Code that builds pages
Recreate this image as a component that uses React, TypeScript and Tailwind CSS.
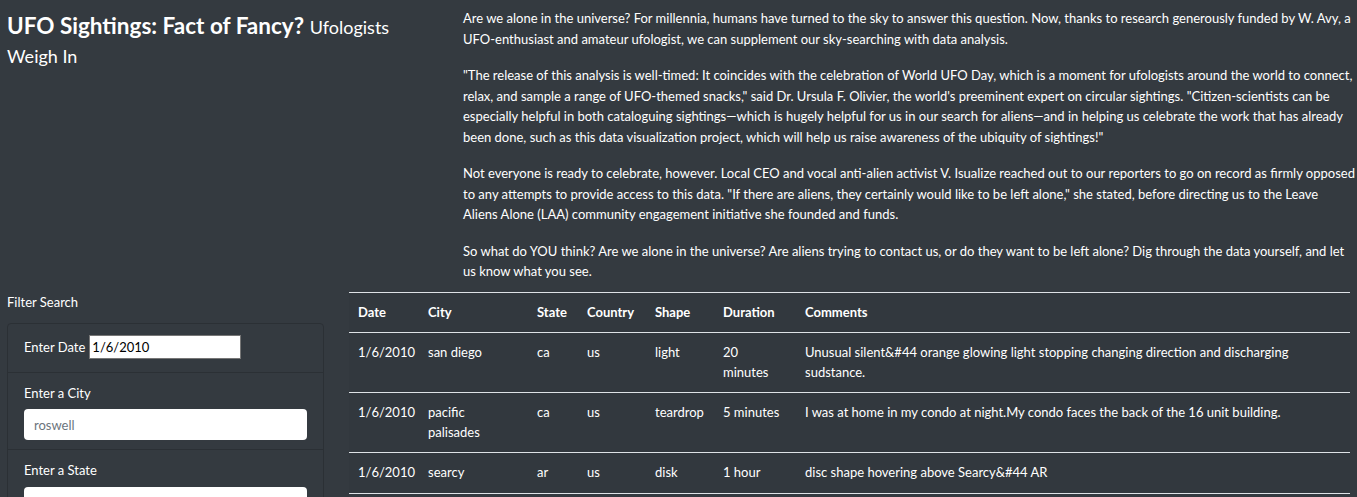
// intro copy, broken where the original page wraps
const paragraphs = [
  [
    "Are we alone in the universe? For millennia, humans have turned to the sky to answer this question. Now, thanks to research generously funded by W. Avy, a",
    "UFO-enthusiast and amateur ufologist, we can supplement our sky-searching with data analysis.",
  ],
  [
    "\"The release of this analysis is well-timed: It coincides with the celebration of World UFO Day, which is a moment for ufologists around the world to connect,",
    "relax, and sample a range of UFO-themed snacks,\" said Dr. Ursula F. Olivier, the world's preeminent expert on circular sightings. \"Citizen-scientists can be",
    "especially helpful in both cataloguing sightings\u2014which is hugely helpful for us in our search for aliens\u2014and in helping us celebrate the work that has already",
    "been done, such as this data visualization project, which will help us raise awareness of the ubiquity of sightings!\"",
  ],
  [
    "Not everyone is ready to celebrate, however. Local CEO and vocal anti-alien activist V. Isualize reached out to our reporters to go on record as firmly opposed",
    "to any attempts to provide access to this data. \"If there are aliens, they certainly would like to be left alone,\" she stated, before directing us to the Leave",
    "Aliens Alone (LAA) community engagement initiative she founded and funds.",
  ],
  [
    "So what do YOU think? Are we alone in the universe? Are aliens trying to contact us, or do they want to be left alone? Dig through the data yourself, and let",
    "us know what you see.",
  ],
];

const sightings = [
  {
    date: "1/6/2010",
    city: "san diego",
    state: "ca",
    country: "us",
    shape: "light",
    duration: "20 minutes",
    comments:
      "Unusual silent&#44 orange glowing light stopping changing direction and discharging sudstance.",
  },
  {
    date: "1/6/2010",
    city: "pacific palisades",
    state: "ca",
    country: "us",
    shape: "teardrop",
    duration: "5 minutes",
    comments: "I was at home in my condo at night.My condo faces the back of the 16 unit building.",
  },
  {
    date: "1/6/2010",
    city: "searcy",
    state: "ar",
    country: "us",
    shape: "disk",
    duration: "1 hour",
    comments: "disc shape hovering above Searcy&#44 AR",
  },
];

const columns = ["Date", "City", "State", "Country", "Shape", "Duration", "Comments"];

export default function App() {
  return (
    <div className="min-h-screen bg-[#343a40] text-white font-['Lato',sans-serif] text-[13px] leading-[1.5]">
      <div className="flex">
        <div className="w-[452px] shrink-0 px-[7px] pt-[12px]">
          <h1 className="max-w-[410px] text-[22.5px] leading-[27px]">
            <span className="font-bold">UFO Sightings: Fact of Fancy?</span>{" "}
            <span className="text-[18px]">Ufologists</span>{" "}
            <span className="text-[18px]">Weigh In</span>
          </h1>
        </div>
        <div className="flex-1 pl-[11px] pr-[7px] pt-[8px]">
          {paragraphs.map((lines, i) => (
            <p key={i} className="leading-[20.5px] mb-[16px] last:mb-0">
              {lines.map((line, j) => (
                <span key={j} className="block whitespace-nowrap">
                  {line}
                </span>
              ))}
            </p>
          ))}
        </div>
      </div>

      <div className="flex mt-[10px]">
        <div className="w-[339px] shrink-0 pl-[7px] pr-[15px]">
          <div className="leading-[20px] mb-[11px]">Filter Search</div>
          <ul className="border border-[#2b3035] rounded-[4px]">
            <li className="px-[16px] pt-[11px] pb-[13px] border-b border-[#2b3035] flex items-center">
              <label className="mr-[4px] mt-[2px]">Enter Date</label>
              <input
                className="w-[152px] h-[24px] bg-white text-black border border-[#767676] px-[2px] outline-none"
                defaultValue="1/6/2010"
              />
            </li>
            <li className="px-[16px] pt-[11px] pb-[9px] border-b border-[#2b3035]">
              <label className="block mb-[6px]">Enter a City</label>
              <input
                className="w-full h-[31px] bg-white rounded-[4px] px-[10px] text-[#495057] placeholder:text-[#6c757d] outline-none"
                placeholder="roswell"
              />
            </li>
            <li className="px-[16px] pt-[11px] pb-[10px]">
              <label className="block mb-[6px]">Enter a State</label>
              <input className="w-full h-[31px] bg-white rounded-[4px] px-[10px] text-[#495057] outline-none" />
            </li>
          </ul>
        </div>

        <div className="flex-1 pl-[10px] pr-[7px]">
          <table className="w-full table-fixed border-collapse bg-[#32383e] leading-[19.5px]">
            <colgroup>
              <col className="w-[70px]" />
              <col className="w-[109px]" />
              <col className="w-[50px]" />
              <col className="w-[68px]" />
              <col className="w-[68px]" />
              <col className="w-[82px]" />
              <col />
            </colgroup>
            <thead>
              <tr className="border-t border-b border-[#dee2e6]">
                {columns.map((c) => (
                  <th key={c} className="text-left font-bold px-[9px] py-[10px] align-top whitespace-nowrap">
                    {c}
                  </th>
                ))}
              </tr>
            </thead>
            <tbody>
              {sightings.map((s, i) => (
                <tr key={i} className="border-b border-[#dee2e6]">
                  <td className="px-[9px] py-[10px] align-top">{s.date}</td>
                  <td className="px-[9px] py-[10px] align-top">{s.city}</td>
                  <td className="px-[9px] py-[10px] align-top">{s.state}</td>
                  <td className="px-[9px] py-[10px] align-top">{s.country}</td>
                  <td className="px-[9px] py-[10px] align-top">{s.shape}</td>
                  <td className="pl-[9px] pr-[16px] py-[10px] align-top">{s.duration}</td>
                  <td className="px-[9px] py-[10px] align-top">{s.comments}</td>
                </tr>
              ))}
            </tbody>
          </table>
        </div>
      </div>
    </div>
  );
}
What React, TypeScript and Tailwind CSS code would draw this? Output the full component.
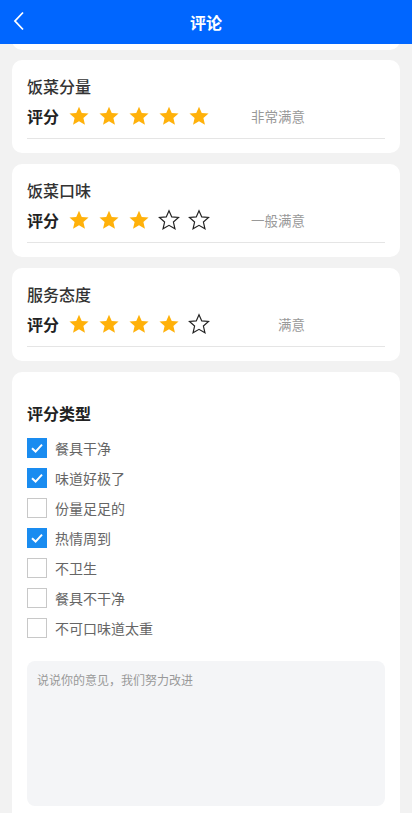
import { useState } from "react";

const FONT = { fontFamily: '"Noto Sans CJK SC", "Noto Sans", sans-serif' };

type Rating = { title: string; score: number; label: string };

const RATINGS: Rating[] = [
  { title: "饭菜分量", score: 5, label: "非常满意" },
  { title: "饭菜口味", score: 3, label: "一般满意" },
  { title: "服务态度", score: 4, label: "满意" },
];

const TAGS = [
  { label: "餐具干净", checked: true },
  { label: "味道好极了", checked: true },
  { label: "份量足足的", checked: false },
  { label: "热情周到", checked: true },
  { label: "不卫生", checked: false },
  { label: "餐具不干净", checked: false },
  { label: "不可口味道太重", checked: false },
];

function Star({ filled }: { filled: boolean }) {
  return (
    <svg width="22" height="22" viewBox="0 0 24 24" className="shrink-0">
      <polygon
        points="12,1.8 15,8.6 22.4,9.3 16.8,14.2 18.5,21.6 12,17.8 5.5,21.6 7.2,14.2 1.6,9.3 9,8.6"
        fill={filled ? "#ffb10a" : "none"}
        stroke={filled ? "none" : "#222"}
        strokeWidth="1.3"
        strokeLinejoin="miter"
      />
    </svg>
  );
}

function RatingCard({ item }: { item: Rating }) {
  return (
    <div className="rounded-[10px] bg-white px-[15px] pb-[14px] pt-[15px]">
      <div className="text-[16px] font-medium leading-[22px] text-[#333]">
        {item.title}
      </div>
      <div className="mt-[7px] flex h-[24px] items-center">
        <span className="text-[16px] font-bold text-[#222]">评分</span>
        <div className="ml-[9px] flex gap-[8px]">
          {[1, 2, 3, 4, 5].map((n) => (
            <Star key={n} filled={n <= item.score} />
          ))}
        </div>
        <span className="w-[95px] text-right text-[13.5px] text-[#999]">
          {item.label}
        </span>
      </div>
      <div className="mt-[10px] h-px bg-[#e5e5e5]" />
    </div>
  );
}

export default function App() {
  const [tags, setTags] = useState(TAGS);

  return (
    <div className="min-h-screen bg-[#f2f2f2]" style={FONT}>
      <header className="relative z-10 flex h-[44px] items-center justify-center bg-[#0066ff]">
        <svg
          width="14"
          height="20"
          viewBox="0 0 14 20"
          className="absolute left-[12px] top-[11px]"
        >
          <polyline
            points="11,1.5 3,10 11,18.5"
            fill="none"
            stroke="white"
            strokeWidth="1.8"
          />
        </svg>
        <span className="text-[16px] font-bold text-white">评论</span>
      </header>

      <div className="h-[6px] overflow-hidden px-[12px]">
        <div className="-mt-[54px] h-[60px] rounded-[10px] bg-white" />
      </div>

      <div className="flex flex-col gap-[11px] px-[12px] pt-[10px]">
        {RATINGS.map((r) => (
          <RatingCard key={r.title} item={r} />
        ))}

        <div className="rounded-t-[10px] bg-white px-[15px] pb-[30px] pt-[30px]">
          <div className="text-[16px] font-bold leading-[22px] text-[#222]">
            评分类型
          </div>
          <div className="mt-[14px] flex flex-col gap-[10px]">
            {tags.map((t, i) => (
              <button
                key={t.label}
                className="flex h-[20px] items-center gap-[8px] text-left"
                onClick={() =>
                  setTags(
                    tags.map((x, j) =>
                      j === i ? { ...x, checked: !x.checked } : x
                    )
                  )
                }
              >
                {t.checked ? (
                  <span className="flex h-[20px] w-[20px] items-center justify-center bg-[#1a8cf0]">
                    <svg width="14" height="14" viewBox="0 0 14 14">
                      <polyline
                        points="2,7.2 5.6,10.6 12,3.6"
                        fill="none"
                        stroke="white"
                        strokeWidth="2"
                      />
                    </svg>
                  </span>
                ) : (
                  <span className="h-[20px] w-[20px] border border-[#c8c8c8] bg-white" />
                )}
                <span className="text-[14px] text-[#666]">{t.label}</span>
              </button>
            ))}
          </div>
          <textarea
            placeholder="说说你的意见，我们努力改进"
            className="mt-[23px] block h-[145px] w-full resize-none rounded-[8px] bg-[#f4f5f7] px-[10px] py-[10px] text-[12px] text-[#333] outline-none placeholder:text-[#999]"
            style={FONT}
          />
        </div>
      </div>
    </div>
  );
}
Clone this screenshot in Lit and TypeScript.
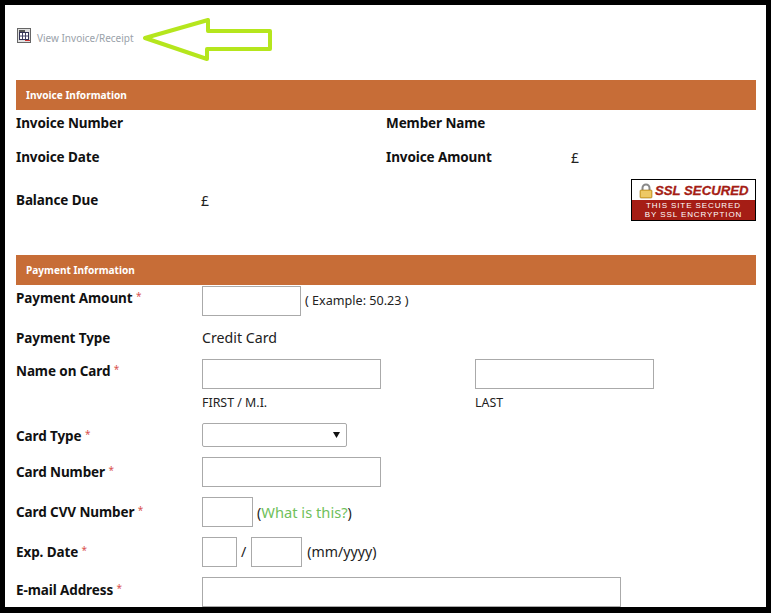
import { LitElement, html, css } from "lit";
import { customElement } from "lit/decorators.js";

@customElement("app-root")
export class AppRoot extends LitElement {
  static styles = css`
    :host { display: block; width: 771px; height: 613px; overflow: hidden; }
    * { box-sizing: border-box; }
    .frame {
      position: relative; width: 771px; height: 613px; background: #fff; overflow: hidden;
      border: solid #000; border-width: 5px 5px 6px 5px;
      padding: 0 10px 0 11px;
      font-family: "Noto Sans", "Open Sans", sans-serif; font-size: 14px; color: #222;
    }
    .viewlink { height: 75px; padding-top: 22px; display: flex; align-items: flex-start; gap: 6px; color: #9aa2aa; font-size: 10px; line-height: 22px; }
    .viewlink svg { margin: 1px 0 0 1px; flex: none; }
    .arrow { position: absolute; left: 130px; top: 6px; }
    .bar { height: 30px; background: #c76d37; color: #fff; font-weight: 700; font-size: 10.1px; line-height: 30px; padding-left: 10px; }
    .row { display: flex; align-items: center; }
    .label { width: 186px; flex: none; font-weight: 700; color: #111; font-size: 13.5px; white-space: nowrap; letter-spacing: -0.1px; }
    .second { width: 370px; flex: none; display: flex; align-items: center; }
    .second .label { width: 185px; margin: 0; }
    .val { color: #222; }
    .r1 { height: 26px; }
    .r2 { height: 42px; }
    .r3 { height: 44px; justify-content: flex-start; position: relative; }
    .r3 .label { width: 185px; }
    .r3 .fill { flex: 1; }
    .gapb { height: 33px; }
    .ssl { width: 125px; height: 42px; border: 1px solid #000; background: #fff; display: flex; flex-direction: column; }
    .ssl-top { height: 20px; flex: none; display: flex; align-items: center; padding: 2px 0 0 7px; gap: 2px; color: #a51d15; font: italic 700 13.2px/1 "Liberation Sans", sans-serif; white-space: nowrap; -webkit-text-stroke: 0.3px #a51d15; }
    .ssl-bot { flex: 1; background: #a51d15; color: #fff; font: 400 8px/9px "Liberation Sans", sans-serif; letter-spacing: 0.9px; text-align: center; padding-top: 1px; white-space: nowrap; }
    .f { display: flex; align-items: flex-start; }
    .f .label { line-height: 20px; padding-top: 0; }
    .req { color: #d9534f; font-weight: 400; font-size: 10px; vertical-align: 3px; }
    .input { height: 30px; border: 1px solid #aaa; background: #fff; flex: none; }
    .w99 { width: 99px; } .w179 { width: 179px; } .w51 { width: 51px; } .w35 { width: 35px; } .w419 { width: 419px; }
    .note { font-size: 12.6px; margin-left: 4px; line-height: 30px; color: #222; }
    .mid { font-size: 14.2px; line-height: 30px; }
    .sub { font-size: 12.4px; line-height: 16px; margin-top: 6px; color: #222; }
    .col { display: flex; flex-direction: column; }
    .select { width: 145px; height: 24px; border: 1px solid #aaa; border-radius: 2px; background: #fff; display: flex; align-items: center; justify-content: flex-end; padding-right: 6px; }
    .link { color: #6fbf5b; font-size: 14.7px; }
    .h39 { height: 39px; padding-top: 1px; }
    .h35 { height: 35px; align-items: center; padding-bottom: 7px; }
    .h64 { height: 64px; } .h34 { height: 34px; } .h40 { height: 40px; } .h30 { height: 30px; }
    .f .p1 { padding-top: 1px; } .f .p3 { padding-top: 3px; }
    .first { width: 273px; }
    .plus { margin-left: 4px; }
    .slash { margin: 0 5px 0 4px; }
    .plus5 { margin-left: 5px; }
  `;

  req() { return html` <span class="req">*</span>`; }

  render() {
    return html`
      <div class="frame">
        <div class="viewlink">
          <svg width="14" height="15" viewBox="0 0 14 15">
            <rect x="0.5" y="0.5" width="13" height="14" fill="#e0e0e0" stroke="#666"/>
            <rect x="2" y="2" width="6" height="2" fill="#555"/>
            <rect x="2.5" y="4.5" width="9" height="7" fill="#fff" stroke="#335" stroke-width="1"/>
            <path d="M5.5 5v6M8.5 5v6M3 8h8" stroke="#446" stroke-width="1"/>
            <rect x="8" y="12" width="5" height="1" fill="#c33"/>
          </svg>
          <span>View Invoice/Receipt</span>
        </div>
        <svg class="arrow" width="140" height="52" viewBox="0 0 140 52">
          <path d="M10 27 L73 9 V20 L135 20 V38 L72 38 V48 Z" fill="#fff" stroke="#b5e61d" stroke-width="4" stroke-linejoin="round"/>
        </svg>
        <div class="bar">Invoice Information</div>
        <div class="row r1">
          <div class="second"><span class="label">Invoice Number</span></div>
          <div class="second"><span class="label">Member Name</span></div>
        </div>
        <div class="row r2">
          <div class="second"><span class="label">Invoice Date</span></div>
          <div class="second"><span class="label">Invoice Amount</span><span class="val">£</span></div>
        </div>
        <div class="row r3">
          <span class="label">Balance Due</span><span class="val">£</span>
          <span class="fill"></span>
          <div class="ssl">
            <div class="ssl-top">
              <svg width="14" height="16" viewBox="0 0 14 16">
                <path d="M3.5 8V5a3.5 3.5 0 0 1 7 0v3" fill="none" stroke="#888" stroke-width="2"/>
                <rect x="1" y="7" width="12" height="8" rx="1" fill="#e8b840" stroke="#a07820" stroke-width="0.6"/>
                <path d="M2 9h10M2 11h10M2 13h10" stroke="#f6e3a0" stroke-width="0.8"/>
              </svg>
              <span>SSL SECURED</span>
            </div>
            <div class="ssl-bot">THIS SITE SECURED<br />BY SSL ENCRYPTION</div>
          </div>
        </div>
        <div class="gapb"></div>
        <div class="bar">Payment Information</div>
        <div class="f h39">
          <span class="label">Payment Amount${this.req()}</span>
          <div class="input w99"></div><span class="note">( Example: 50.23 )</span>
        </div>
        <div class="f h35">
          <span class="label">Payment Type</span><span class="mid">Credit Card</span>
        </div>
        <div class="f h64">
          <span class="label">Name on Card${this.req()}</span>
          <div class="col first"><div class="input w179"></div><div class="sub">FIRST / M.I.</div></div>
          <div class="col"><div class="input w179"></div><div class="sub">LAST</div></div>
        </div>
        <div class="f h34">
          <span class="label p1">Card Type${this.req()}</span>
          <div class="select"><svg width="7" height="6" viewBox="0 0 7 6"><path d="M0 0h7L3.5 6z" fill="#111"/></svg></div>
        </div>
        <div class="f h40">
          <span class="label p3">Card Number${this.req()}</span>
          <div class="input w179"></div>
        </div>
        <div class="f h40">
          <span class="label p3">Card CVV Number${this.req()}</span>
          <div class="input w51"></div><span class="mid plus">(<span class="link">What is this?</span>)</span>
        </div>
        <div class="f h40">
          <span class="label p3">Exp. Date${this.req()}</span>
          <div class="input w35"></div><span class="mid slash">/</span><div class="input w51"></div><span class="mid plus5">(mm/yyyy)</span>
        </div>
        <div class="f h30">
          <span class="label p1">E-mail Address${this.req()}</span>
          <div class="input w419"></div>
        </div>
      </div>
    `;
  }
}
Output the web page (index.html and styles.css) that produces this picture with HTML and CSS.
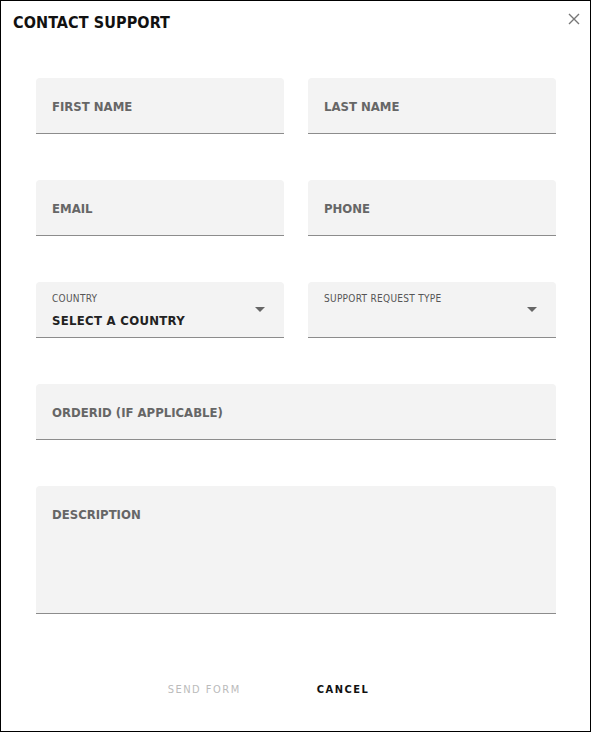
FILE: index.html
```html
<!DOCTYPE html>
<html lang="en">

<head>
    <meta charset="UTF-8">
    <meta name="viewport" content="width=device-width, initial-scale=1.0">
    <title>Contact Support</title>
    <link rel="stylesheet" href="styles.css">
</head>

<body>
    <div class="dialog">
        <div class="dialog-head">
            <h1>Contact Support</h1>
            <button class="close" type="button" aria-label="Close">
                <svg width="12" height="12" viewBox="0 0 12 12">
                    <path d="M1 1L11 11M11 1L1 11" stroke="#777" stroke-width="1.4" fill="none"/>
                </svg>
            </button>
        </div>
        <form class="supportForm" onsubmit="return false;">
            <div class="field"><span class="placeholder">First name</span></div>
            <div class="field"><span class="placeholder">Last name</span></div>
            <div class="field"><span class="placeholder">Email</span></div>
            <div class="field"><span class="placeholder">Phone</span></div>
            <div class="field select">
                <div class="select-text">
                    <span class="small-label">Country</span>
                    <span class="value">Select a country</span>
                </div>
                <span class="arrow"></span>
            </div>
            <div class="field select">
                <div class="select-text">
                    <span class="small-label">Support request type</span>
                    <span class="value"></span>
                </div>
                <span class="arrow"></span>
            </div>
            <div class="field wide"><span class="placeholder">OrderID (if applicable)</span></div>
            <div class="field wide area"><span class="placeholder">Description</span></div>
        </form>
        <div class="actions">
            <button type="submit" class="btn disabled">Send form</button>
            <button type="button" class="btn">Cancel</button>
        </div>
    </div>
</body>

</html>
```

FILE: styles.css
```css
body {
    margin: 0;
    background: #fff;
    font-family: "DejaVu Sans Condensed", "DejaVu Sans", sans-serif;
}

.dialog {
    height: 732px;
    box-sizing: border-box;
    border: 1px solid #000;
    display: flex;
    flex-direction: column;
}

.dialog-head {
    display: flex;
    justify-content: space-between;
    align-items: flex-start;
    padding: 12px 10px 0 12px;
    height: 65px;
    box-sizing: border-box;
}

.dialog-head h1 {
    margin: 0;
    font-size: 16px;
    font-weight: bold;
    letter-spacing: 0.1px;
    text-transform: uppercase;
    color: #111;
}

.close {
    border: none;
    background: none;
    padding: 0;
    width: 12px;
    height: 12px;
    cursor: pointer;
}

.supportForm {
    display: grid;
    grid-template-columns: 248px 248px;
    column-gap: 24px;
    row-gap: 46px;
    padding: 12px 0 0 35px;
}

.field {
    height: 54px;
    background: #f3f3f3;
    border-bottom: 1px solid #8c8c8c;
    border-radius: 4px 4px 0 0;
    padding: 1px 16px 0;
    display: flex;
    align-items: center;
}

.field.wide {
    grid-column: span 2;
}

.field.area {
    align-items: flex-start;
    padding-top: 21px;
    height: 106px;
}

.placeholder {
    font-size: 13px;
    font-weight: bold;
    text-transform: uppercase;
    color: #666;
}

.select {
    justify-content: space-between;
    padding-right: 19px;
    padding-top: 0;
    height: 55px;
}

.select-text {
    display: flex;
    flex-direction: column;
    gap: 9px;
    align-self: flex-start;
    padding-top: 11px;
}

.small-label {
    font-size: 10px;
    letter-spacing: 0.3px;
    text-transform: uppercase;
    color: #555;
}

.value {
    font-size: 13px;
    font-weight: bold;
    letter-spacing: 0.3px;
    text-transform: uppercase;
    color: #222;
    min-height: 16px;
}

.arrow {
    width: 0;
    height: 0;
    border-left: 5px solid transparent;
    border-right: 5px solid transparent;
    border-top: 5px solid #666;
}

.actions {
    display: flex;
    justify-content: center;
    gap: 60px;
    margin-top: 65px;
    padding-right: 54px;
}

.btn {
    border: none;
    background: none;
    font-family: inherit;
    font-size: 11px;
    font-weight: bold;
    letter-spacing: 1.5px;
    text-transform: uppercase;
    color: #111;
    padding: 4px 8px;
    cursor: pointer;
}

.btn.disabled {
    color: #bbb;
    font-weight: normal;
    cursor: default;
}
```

> **WHAT TO DO**
Where a line in the material contains "Output", copy that line.

> **EXERCISE RESULT**
What React, TypeScript and Tailwind CSS code would draw this? Output the full component.
Output the web page (index.html and styles.css) that produces this picture with HTML and CSS.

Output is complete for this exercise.